Defendant Gaines admits that one who enters into a plan to commit robbery with an armed confederate could foresee that the weapon will be brandished or fired at the victim. Nonetheless, he argues that attempted murder is not reasonably foreseeable. However, there are many cases upholding application of the natural and probable consequences doctrine in situations where a defendant assisted in the commission of an armed robbery, during which a confederate assaulted or tried to kill a robbery victim. In those cases, courts upheld jury verdicts convicting the defendant of assault or attempted murder, on the ground that the jury could reasonably conclude that the crime was a natural and probable consequence of the robbery aided by the defendant. (See People v. Prettyman (1996) 14 Cal.4th 248, 262-263 and cases cited therein.)
Defendant Gaines admits he knew defendant Mosley was armed. However, he suggests that attempted murder was not reasonably foreseeable because defendant Mosley “had put the gun back into his pocket and had effectively withdrawn from the robbery attempt.” On appeal we would not infer against the judgment that defendant Mosley had so withdrawn. (See, e.g., 9 Witkin, Cal. Procedure, supra, § 349, pp. 394-395.) More to the point, the foreseeability of the risk that an armed robber may use the weapon if the victim physically resists is measured at the outset. It does not wane with a momentary turn of events.
The purposes for a weapon in a robbery are to force compliance with the demand to surrender property and to protect the perpetrators against interference. (See People v. Kauffman (1907) 152 Cal. 331, 337 [“pistols are used by burglars not for breaking into safes but for preventing interference with the criminal design”].) It is not unforeseeable that a deadly weapon may be used with the intent to kill if there is violent resistance to the contemplated robbery. Based on the evidence, a rational trier of fact could find beyond a reasonable doubt that the attempted murder was a natural and probable consequence of the attempted armed robbery of Starks.
V. Cruel and Unusual Punishment
Defendant Gaines contends that his sentence amounts to cruel and unusual punishment. He argues that 32 years to life is grossly disproportionate to his culpability under the reasoning of People v. Dillon (1983) 34 Cal.3d 441 (Dillon). He points to the fact that he was only 19 years old at the time of the offense, had only one prior conviction of record, was not the gunman, and to his claim the shooting was marginally foreseeable. The claim is forfeited on appeal for failure to raise it in the trial court.
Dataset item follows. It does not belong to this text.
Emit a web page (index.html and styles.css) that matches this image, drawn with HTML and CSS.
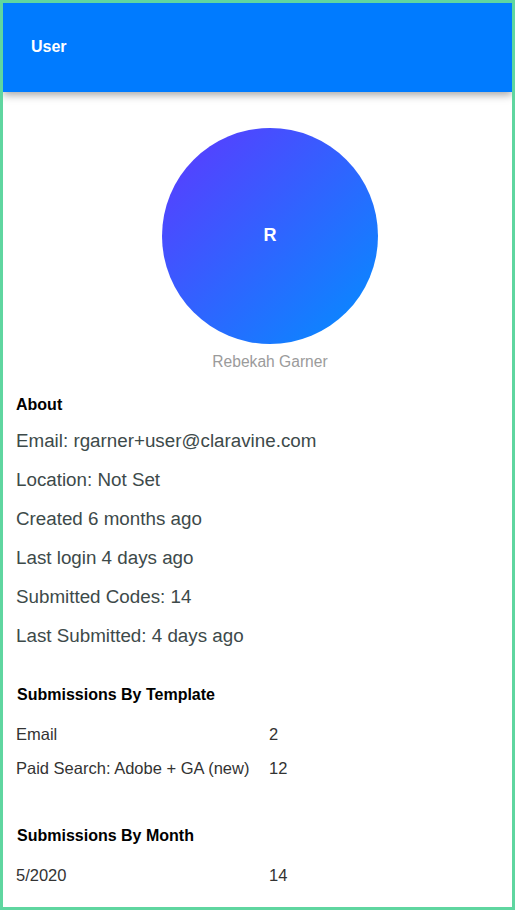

A Dillon claim turns in significant part on issuable facts about the crime in question and facts about the offender. (Dillon, supra, 34 Cal.3d at p. 479.) Both “the totality of the circumstances surrounding the commission of the offense in the case at bar, including such factors as its motive, the way it was committed, the extent of the defendant’s involvement, and the consequences of his acts” and “whether the punishment is grossly disproportionate to the defendant’s individual culpability as shown by such factors as his age, prior criminality, personal characteristics, and state of mind” require fact adduction and disputed fact resolution. (Ibid.) Accordingly, a Dillon claim must be raised in the trial court or it is forfeited on appeal. (People v. Norman (2003) 109 Cal.App.4th 221, 229; People v. DeJesus (1995) 38 Cal.App.4th 1, 27.)
Defendant Gaines argues in his reply brief that the Dillon claim was sufficiently raised below by his attorney’s lament that it was a shame that a teenager could receive a life term for an offense based on the natural and probable consequences doctrine. He submits this was sufficient to “put the court on notice” that such a claim was being raised. To find that such an equivocal remark in passing suffices would be a disservice to the trial court, to the prosecution, and to the purposes for requiring the claim to be vetted by a trier of fact.
Defendant Gaines also argues in his reply brief that, under case law, the court has discretion to reach claims asserting “the deprivation of certain fundamental, constitutional rights” raised for the first time on appeal. (See, e.g., People v. Vera (1997) 15 Cal.4th 269, 276.) He does not show how the claimed right he proffers fits into that case law. A Dillon claim is particularly unsuited for the exercise of such discretion, because the rule requiring that it be raised in the trial court is to ensure that the claim is properly and adequately developed for adjudication. Assuming for the sake of discussion that we have discretion to consider such a claim, we decline to exercise it on that ground.
Defendant Gaines lastly responds by raising in his reply brief the new claim that his trial counsel rendered ineffective assistance of counsel in failing to raise this claim at sentencing. He submits that the claim should be entertained on appeal rather than on habeas corpus because there is no conceivable tactical reason for failing to raise the claim in the trial court. “Obvious considerations of fairness in argument demand that the appellant present all of his points in the opening brief.” (9 Witkin, Cal. Procedure, supra, § 616, pp. 647-648.) Accordingly, points raised for the first time in the reply brief are not considered, absent circumstances not present here. (Ibid.)
For all the foregoing reasons, the Dillon claim is forfeited on appeal.
DISPOSITION
The judgments are affirmed.
We concur: ROBIE, Acting P.J., CANTIL-SAKAUYE, J.